Bu elma ağacı davasın da ayni keza. Allah seni yalnızlığından, yani can sıkıntısından cennete yerleştiriyor, sonra elma ağacı dikiyor bahçene ve ondan sonra elma yemene yasak koyuyor. Fakat güdülerine hâkim olman hakkında gerekeni yapmıyor. Bu bir çelişki değil mi? Seni adeta elma yemene teşvik ediyor. Şimdi nasıl inanacağız böylesi bir masala? Dünya gibi bir cehenneme gönderiyorsan, elma ağacına ne gerek var? Eğer burada bir sınav vermeye gelmişsek, bunca işkence, eziyet ve acılardan sonra yeter artık diyemez miyiz? Yani sadece bir elma yüzünden bu kadar acı çektirilir mi insana hiç? Allah’ın merhameti nerede?
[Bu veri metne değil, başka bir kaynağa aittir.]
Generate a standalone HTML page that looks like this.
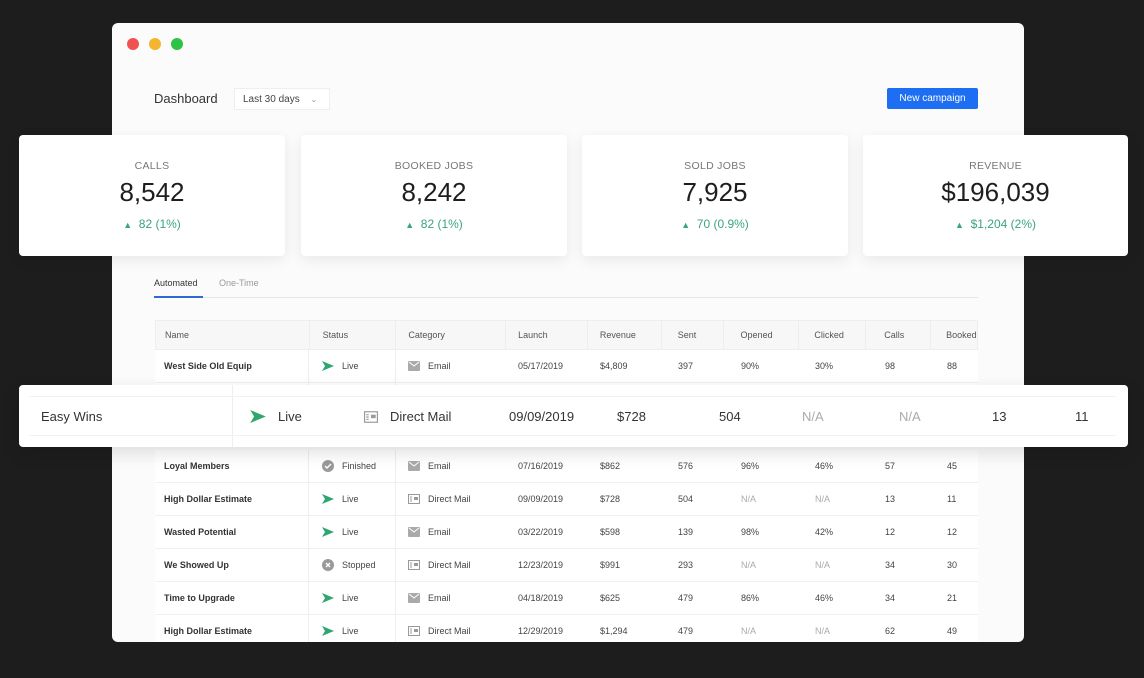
<!DOCTYPE html>
<html><head><meta charset="utf-8"><style>
*{margin:0;padding:0;box-sizing:border-box}
body{width:1144px;height:678px;background:#1d1d1d;font-family:"Liberation Sans",sans-serif;position:relative;overflow:hidden;color:#333}
.win{position:absolute;left:112px;top:23px;width:912px;height:619px;background:#fbfbfb;border-radius:6px;overflow:hidden}
.dot{position:absolute;top:15px;width:12px;height:12px;border-radius:50%}
.abs{position:absolute;white-space:nowrap}
.card{position:absolute;top:135px;width:266px;height:121px;background:#fff;border-radius:4px;box-shadow:0 4px 14px rgba(0,0,0,.08);text-align:center}
.card .t{margin-top:25px;font-size:10.5px;color:#777;letter-spacing:.3px}
.card .n{margin-top:5px;font-size:26px;color:#1e1e1e}
.card .d{margin-top:9px;font-size:12px;color:#3aa57a}
.row{position:absolute;left:43px;width:823px;height:33px;display:flex;font-size:9px;color:#444;background:#fff;border-bottom:1px solid #f0f0f0}
.row>div{display:flex;align-items:center;white-space:nowrap}
.hdr{background:#f7f7f7;color:#555;height:30px;border:1px solid #eee}
.c1{width:154px;padding-left:9px;border-right:1px solid #eee;font-weight:bold;color:#333}
.hdr .c1{font-weight:normal;color:#555}
.c2{width:87px;padding-left:13px;border-right:1px solid #eee}
.c3{width:110px;padding-left:12px}
.c4{width:82px;padding-left:12px}
.c5{width:74px;padding-left:12px}
.c6{width:62px;padding-left:16px}
.c7{width:76px;padding-left:17px}
.c8{width:67px;padding-left:15px}
.c9{width:65px;padding-left:18px}
.c10{width:46px;padding-left:15px}
.hdr>div{border-right:1px solid #eee}
.na{color:#aaa}
.ic{margin-right:8px;display:inline-block}
.ov{position:absolute;left:19px;top:385px;width:1109px;height:62px;background:#fff;border-radius:4px;box-shadow:0 6px 18px rgba(0,0,0,.12);font-size:13px;color:#333}
.ov span{position:absolute;top:24px;white-space:nowrap}
</style></head><body>
<div class="win">
<div class="dot" style="left:15px;background:#f0524f"></div>
<div class="dot" style="left:37px;background:#f5b431"></div>
<div class="dot" style="left:59px;background:#2ec246"></div>
<div class="abs" style="left:42px;top:68px;font-size:13px;color:#333">Dashboard</div>
<div class="abs" style="left:122px;top:65px;width:96px;height:22px;background:#fff;border:1px solid #eee;font-size:10px;color:#444;padding:5px 0 0 8px">Last 30 days <span style="color:#999;margin-left:8px;font-size:8px">&#8964;</span></div>
<div class="abs" style="left:775px;top:65px;width:91px;height:21px;background:#1d6ef2;color:#fff;font-size:10px;text-align:center;line-height:21px;border-radius:2px">New campaign</div>
<div class="abs" style="left:42px;top:255px;font-size:9px;color:#333">Automated</div>
<div class="abs" style="left:107px;top:255px;font-size:9px;color:#999">One-Time</div>
<div class="abs" style="left:42px;top:274px;width:824px;height:1px;background:#e6e6e6"></div>
<div class="abs" style="left:42px;top:273px;width:49px;height:2px;background:#2e6ad1"></div>

<div class="row hdr" style="top:297px"><div class="c1">Name</div><div class="c2">Status</div><div class="c3">Category</div><div class="c4">Launch</div><div class="c5">Revenue</div><div class="c6">Sent</div><div class="c7">Opened</div><div class="c8">Clicked</div><div class="c9">Calls</div><div class="c10" style="border:none">Booked</div></div>
</div>

<svg width="0" height="0" style="position:absolute"><defs>
<symbol id="live" viewBox="0 0 12 10"><path d="M0 0 L12 5 L0 10 L3 5 Z" fill="#2fa66f"/></symbol>
<symbol id="mail" viewBox="0 0 12 10"><rect x="0" y="0" width="12" height="10" rx="1" fill="#aaa"/><path d="M1 1 L6 5 L11 1" stroke="#fff" stroke-width="1" fill="none"/></symbol>
<symbol id="dm" viewBox="0 0 12 10"><rect x=".5" y=".5" width="11" height="9" fill="none" stroke="#999"/><rect x="6" y="3" width="4" height="3" fill="#999"/><path d="M2 3h2M2 5h2M2 7h2" stroke="#999"/></symbol>
<symbol id="fin" viewBox="0 0 12 12"><circle cx="6" cy="6" r="6" fill="#999"/><path d="M3 6l2 2 4-4" stroke="#fff" stroke-width="1.4" fill="none"/></symbol>
<symbol id="stop" viewBox="0 0 12 12"><circle cx="6" cy="6" r="6" fill="#999"/><path d="M4 4l4 4M8 4l-4 4" stroke="#fff" stroke-width="1.4"/></symbol>
</defs></svg>

<div style="position:absolute;left:112px;top:23px;width:912px;height:619px;overflow:hidden">
<div class="row" style="top:327px"><div class="c1">West Side Old Equip</div><div class="c2"><svg class="ic" width="12" height="10"><use href="#live"/></svg>Live</div><div class="c3"><svg class="ic" width="12" height="10"><use href="#mail"/></svg>Email</div><div class="c4">05/17/2019</div><div class="c5">$4,809</div><div class="c6">397</div><div class="c7">90%</div><div class="c8">30%</div><div class="c9">98</div><div class="c10">88</div></div>
<div class="row" style="top:360px"><div class="c1"></div><div class="c2"></div></div>
<div class="row" style="top:427px"><div class="c1">Loyal Members</div><div class="c2"><svg class="ic" width="12" height="12"><use href="#fin"/></svg>Finished</div><div class="c3"><svg class="ic" width="12" height="10"><use href="#mail"/></svg>Email</div><div class="c4">07/16/2019</div><div class="c5">$862</div><div class="c6">576</div><div class="c7">96%</div><div class="c8">46%</div><div class="c9">57</div><div class="c10">45</div></div>
<div class="row" style="top:460px"><div class="c1">High Dollar Estimate</div><div class="c2"><svg class="ic" width="12" height="10"><use href="#live"/></svg>Live</div><div class="c3"><svg class="ic" width="12" height="10"><use href="#dm"/></svg>Direct Mail</div><div class="c4">09/09/2019</div><div class="c5">$728</div><div class="c6">504</div><div class="c7 na">N/A</div><div class="c8 na">N/A</div><div class="c9">13</div><div class="c10">11</div></div>
<div class="row" style="top:493px"><div class="c1">Wasted Potential</div><div class="c2"><svg class="ic" width="12" height="10"><use href="#live"/></svg>Live</div><div class="c3"><svg class="ic" width="12" height="10"><use href="#mail"/></svg>Email</div><div class="c4">03/22/2019</div><div class="c5">$598</div><div class="c6">139</div><div class="c7">98%</div><div class="c8">42%</div><div class="c9">12</div><div class="c10">12</div></div>
<div class="row" style="top:526px"><div class="c1">We Showed Up</div><div class="c2"><svg class="ic" width="12" height="12"><use href="#stop"/></svg>Stopped</div><div class="c3"><svg class="ic" width="12" height="10"><use href="#dm"/></svg>Direct Mail</div><div class="c4">12/23/2019</div><div class="c5">$991</div><div class="c6">293</div><div class="c7 na">N/A</div><div class="c8 na">N/A</div><div class="c9">34</div><div class="c10">30</div></div>
<div class="row" style="top:559px"><div class="c1">Time to Upgrade</div><div class="c2"><svg class="ic" width="12" height="10"><use href="#live"/></svg>Live</div><div class="c3"><svg class="ic" width="12" height="10"><use href="#mail"/></svg>Email</div><div class="c4">04/18/2019</div><div class="c5">$625</div><div class="c6">479</div><div class="c7">86%</div><div class="c8">46%</div><div class="c9">34</div><div class="c10">21</div></div>
<div class="row" style="top:592px"><div class="c1">High Dollar Estimate</div><div class="c2"><svg class="ic" width="12" height="10"><use href="#live"/></svg>Live</div><div class="c3"><svg class="ic" width="12" height="10"><use href="#dm"/></svg>Direct Mail</div><div class="c4">12/29/2019</div><div class="c5">$1,294</div><div class="c6">479</div><div class="c7 na">N/A</div><div class="c8 na">N/A</div><div class="c9">62</div><div class="c10">49</div></div>
</div>

<div class="card" style="left:19px"><div class="t">CALLS</div><div class="n">8,542</div><div class="d"><span style="font-size:9px">&#9650;</span>&nbsp; 82 (1%)</div></div>
<div class="card" style="left:301px"><div class="t">BOOKED JOBS</div><div class="n">8,242</div><div class="d"><span style="font-size:9px">&#9650;</span>&nbsp; 82 (1%)</div></div>
<div class="card" style="left:582px"><div class="t">SOLD JOBS</div><div class="n">7,925</div><div class="d"><span style="font-size:9px">&#9650;</span>&nbsp; 70 (0.9%)</div></div>
<div class="card" style="left:863px;width:265px"><div class="t">REVENUE</div><div class="n">$196,039</div><div class="d"><span style="font-size:9px">&#9650;</span>&nbsp; $1,204 (2%)</div></div>

<div class="ov">
<div style="position:absolute;left:213px;top:0;width:1px;height:62px;background:#eee"></div>
<div style="position:absolute;left:10px;right:12px;top:11px;height:1px;background:#f2f2f2"></div>
<div style="position:absolute;left:10px;right:12px;top:50px;height:1px;background:#f2f2f2"></div>
<span style="left:22px">Easy Wins</span>
<svg style="position:absolute;left:231px;top:25px" width="16" height="13"><use href="#live"/></svg>
<span style="left:259px">Live</span>
<svg style="position:absolute;left:345px;top:26px" width="14" height="12"><use href="#dm"/></svg>
<span style="left:371px">Direct Mail</span>
<span style="left:490px">09/09/2019</span>
<span style="left:598px">$728</span>
<span style="left:700px">504</span>
<span style="left:783px;color:#aaa">N/A</span>
<span style="left:880px;color:#aaa">N/A</span>
<span style="left:973px">13</span>
<span style="left:1056px">11</span>
</div>
</body></html>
Kaldık ki biz değil “Hava ve Âdem” yaptı o da yeterince cezasını çekmiştir. Ya da söyle düşünelim. Bu dünyadan başka cehennem olabilir mi? Tüm bunları söylemek sadece insanlara gözdağı verip burada hep beraberce cennet içerisinde yaşamak için değil mi? o halde aynisini komünistlerde istiyor. Yani birisi öbür dünyada cennette sonsuz yasamaya inanırken, bu dünyada “doğru” yaşamanın gerektiğini söylüyor. Komünistler de hemen burada cennetti yaşayalım diyor. O halde neden hak ve hukukta buluşmuyoruz? Şeriat veya proletarya diktatörlükleri, örneğin kendi başına bir haksızlık değiller mi? Birinin hakkini savunayım derken diğerine haksızlık yapılmıyor mu acaba?
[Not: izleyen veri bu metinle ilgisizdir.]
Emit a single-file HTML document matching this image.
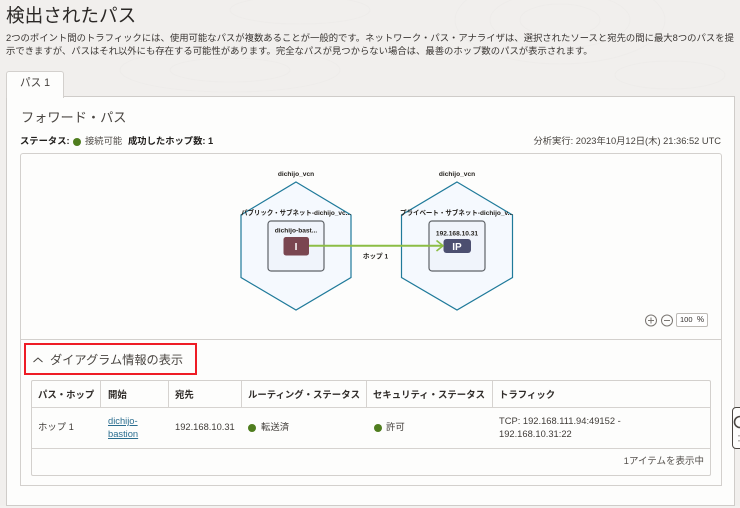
<!DOCTYPE html>
<html lang="ja">
<head>
<meta charset="utf-8">
<title>検出されたパス</title>
<style>
html,body{margin:0;padding:0;}
body{width:740px;height:508px;position:relative;overflow:hidden;background:#f1efed;font-family:"Liberation Sans","Noto Sans CJK JP",sans-serif;color:#312d2a;}
.a{position:absolute;white-space:nowrap;}
.box{position:absolute;box-sizing:border-box;}
.dot{position:absolute;width:8px;height:8px;border-radius:50%;background:#4f7d1e;}
.th{position:absolute;top:381px;height:27px;line-height:27px;font-size:9.4px;font-weight:bold;color:#312d2a;white-space:nowrap;}
.vl{position:absolute;top:381px;height:27px;width:1px;background:#d6d3d0;}
.td{position:absolute;font-size:9.35px;color:#403c38;white-space:nowrap;}
</style>
</head>
<body>
<svg class="a" style="left:0;top:0;" width="740" height="96" viewBox="0 0 740 96" fill="none" stroke="#eeecea" stroke-width="1">
  <ellipse cx="560" cy="20" rx="40" ry="16"/>
  <ellipse cx="560" cy="20" rx="70" ry="28"/>
  <ellipse cx="560" cy="20" rx="105" ry="44"/>
  <ellipse cx="230" cy="70" rx="60" ry="12"/>
  <ellipse cx="230" cy="70" rx="110" ry="22"/>
  <ellipse cx="670" cy="75" rx="55" ry="14"/>
  <ellipse cx="300" cy="10" rx="70" ry="14"/>
</svg>
<div class="a" style="left:6px;top:2px;font-size:18.6px;line-height:28px;color:#2b2826;">検出されたパス</div>
<div class="a" style="left:6px;top:31px;font-size:9.35px;line-height:14px;color:#3a3633;">2つのポイント間のトラフィックには、使用可能なパスが複数あることが一般的です。ネットワーク・パス・アナライザは、選択されたソースと宛先の間に最大8つのパスを提</div>
<div class="a" style="left:6px;top:44px;font-size:9.35px;line-height:14px;color:#3a3633;">示できますが、パスはそれ以外にも存在する可能性があります。完全なパスが見つからない場合は、最善のホップ数のパスが表示されます。</div>

<!-- panel -->
<div class="box" style="left:6px;top:96px;width:729px;height:410px;background:#fdfdfc;border:1px solid #cfccc9;"></div>
<div class="box" style="left:6px;top:71px;width:58px;height:27px;background:#fdfdfc;border:1px solid #d3d0cd;border-bottom:none;border-radius:3px 3px 0 0;"></div>
<div class="a" style="left:20px;top:75px;font-size:10.6px;line-height:16px;color:#45413d;">パス 1</div>

<div class="a" style="left:21px;top:108px;font-size:13.2px;line-height:20px;color:#4a4642;">フォワード・パス</div>
<div class="a" style="left:20px;top:134px;font-size:9.3px;line-height:15px;font-weight:bold;color:#201e1c;">ステータス:</div>
<div class="dot" style="left:73px;top:138px;"></div>
<div class="a" style="left:85px;top:134px;font-size:9.3px;line-height:15px;color:#55514d;">接続可能</div>
<div class="a" style="left:128px;top:134px;font-size:9.3px;line-height:15px;font-weight:bold;color:#201e1c;">成功したホップ数: 1</div>
<div class="a" style="right:19px;top:134px;font-size:9.3px;line-height:15px;color:#45413d;">分析実行: 2023年10月12日(木) 21:36:52 UTC</div>

<!-- diagram box -->
<div class="box" style="left:20px;top:153px;width:702px;height:333px;border:1px solid #d3d0cd;border-radius:3px 3px 0 0;background:#fdfdfc;"></div>
<div class="box" style="left:21px;top:339px;width:700px;height:1px;background:#d3d0cd;"></div>

<svg class="a" style="left:0;top:0;" width="740" height="508" viewBox="0 0 740 508">
  <polygon points="296,182 351,215 351,277.5 296,310 241,277.5 241,215" fill="#f5f9fe" stroke="#1f7a9a" stroke-width="1.2"/>
  <polygon points="457,182 512.5,215 512.5,277.5 457,310 401.5,277.5 401.5,215" fill="#f5f9fe" stroke="#1f7a9a" stroke-width="1.2"/>
  <rect x="268" y="221" width="56" height="50" rx="3" fill="#f0f4fb" stroke="#5f6368" stroke-width="1.2"/>
  <rect x="429" y="221" width="56" height="50" rx="3" fill="#f0f4fb" stroke="#5f6368" stroke-width="1.2"/>
  <rect x="283.5" y="237" width="25.5" height="18.5" rx="2.5" fill="#7a4650"/>
  <rect x="443.5" y="239" width="27.5" height="14" rx="3" fill="#4c4f70"/>
  <path d="M309 245.7H443" stroke="#8cbd45" stroke-width="2" fill="none"/>
  <path d="M436.5 240.5L443 245.7L436.5 251" stroke="#8cbd45" stroke-width="1.6" fill="none"/>
  <g font-family="'Liberation Sans','Noto Sans CJK JP',sans-serif" font-size="6.6" font-weight="bold" fill="#26231f" text-anchor="middle">
    <text x="296" y="176">dichijo_vcn</text>
    <text x="457" y="176">dichijo_vcn</text>
    <text x="296" y="215" textLength="110" lengthAdjust="spacingAndGlyphs">パブリック・サブネット-dichijo_vc...</text>
    <text x="456.5" y="215" textLength="113" lengthAdjust="spacingAndGlyphs">プライベート・サブネット-dichijo_v...</text>
    <text x="296" y="232.5">dichijo-bast...</text>
    <text x="457" y="235.5">192.168.10.31</text>
    <text x="375.5" y="258.5">ホップ 1</text>
    <text x="296" y="250" font-size="10" fill="#fff">I</text>
    <text x="457" y="250" font-size="10" fill="#fff">IP</text>
  </g>
  <!-- zoom controls -->
  <circle cx="651" cy="320.5" r="5.5" fill="none" stroke="#7a7672" stroke-width="1"/>
  <path d="M648 320.5h6M651 317.5v6" stroke="#7a7672" stroke-width="1"/>
  <circle cx="667" cy="320.5" r="5.5" fill="none" stroke="#7a7672" stroke-width="1"/>
  <path d="M664 320.5h6" stroke="#7a7672" stroke-width="1"/>
  <!-- chevrons -->
  <path d="M33.5 362L38 358L42.5 362" fill="none" stroke="#45413d" stroke-width="1"/>
  <path d="M693 426.5L697.5 430.5L702 426.5" fill="none" stroke="#45413d" stroke-width="1"/>
</svg>
<div class="box" style="left:676px;top:313px;width:32px;height:14px;border:1px solid #bdbab6;border-radius:2px;background:#fff;"></div>
<div class="a" style="left:680px;top:314px;font-size:7.5px;line-height:12px;color:#312d2a;">100</div>
<div class="a" style="left:697px;top:314px;font-size:8px;line-height:12px;color:#312d2a;">%</div>

<!-- red highlight -->
<div class="box" style="left:24px;top:343px;width:173px;height:32px;border:2px solid #ee1c25;"></div>
<div class="a" style="left:50px;top:351px;font-size:12.2px;line-height:19px;color:#4a4642;">ダイアグラム情報の表示</div>

<!-- table -->
<div class="box" style="left:31px;top:380px;width:680px;height:96px;border:1px solid #d3d0cd;border-radius:2px;background:#fdfdfc;"></div>
<div class="box" style="left:32px;top:407px;width:678px;height:1px;background:#d6d3d0;"></div>
<div class="box" style="left:32px;top:448px;width:678px;height:1px;background:#d6d3d0;"></div>
<div class="vl" style="left:100px;"></div>
<div class="vl" style="left:168px;"></div>
<div class="vl" style="left:241px;"></div>
<div class="vl" style="left:366px;"></div>
<div class="vl" style="left:492px;"></div>
<div class="th" style="left:38px;">パス・ホップ</div>
<div class="th" style="left:108px;">開始</div>
<div class="th" style="left:175px;">宛先</div>
<div class="th" style="left:248px;">ルーティング・ステータス</div>
<div class="th" style="left:373px;">セキュリティ・ステータス</div>
<div class="th" style="left:499px;">トラフィック</div>

<div class="td" style="left:38px;top:420px;line-height:15px;">ホップ 1</div>
<div class="td" style="left:108px;top:415px;line-height:13px;color:#2a6d8f;text-decoration:underline;">dichijo-<br>bastion</div>
<div class="td" style="left:175px;top:420px;line-height:15px;">192.168.10.31</div>
<div class="dot" style="left:248px;top:424px;"></div>
<div class="td" style="left:261px;top:420px;line-height:15px;">転送済</div>
<div class="dot" style="left:374px;top:424px;"></div>
<div class="td" style="left:386px;top:420px;line-height:15px;">許可</div>
<div class="td" style="left:499px;top:415px;line-height:13px;">TCP: 192.168.111.94:49152 -<br>192.168.10.31:22</div>
<div class="td" style="right:36px;top:454px;line-height:15px;color:#55514d;font-size:9.5px;">1アイテムを表示中</div>

<!-- bottom band -->
<div class="box" style="left:0;top:506px;width:740px;height:2px;background:#f3f2f0;"></div>

<!-- feedback widget -->
<div class="box" style="left:732px;top:407px;width:12px;height:42px;border:1px solid #4a4642;border-radius:4px;background:#fdfdfc;"></div>
<svg class="a" style="left:732px;top:407px;" width="8" height="42" viewBox="0 0 8 42">
  <circle cx="8" cy="15" r="5.5" fill="none" stroke="#4a4642" stroke-width="1.6"/>
  <path d="M7 28v1.5M7 33v1.5" stroke="#77736f" stroke-width="1"/>
</svg>
</body>
</html>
Bu bağlamda Hz. İbrahim neyi anlamıştır veya kavramıştır öğrenmek istiyoruz? Olsa olsa inanmıştır. İnanmanın devreye girdiği her yerde bilmediğimiz soyut varsayımlardan bahsediyoruz. Var mı? Yok mu? Diye haklı olarak soruyoruz, fakat bilmiyoruz. Bilmediğimiz bir şeye inanmanın herhangi bir anlamı var mı?
Dindar: Çok basit bir örnek: Bir masa nasıl marangozuz, bir kitap nasıl kâtipsiz olmuyorsa bu kâinatın da bir yaratıcısı olduğu düşünülemez mi?
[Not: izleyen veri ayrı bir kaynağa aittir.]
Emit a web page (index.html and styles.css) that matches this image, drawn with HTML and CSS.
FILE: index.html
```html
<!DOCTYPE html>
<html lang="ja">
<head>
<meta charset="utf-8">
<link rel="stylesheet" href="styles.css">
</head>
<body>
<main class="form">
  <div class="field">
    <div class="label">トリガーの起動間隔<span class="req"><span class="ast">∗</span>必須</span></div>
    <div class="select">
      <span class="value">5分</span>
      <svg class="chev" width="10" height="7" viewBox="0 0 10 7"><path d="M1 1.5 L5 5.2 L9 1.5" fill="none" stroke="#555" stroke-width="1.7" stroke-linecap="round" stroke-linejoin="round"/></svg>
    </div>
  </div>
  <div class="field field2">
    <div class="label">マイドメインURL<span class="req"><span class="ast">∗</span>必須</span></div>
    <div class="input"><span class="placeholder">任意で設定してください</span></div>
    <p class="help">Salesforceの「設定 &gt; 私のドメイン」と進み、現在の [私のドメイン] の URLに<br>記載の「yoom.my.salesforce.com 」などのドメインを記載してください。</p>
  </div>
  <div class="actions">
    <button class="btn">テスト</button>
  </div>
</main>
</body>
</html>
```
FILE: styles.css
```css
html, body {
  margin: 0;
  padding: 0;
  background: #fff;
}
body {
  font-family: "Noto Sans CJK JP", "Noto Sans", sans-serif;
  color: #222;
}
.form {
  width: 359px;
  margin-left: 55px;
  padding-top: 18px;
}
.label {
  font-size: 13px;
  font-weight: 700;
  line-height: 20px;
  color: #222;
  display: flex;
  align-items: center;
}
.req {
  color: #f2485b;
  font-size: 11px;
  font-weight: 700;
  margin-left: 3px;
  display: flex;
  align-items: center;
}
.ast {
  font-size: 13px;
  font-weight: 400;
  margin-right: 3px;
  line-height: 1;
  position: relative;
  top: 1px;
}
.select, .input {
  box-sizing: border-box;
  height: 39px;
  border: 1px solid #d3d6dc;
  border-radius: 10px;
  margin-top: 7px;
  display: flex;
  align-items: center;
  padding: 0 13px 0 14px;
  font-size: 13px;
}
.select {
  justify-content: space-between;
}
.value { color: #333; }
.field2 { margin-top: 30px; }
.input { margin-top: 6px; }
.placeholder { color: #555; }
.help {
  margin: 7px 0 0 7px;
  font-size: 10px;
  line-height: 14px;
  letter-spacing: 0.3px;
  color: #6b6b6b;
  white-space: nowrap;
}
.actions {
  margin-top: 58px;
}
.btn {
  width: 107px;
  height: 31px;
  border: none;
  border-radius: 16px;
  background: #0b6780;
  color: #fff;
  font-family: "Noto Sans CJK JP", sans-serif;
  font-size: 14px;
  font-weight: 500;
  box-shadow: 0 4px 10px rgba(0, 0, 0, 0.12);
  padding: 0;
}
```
Filozof: Tamamen katılıyorum. Bir şeyler olmuş veya oluyor. Ama ne, ne zaman, kimler tarafından ve nasıl? Felsefe zaten bunu detaylı tartışıyor, araştırıyor. Bu sorular dünya ve insanlar dünyada olduğu müddetçe var olacağına inanıyorum. Ama bunun için şimdilik Allah adına insan öldürmenin, kıyamet koparmanın hiçbir anlamı yoktur. Allah kendiişlerini kendisi görecek kudrettedir. Sonuçta hepimiz aynı gemide yaşıyoruz. Allah adına insan başka düşünüyor veya yaşıyor diye öldürmek Allah’a yapılacak en büyük hakarettir. Biz doğmalardan uzak durmalı ve her türlü tartışmaya açık olmalıyız. Bu bağlamdatoleransın sınırı şiddet başlayınca son bulmalıdır.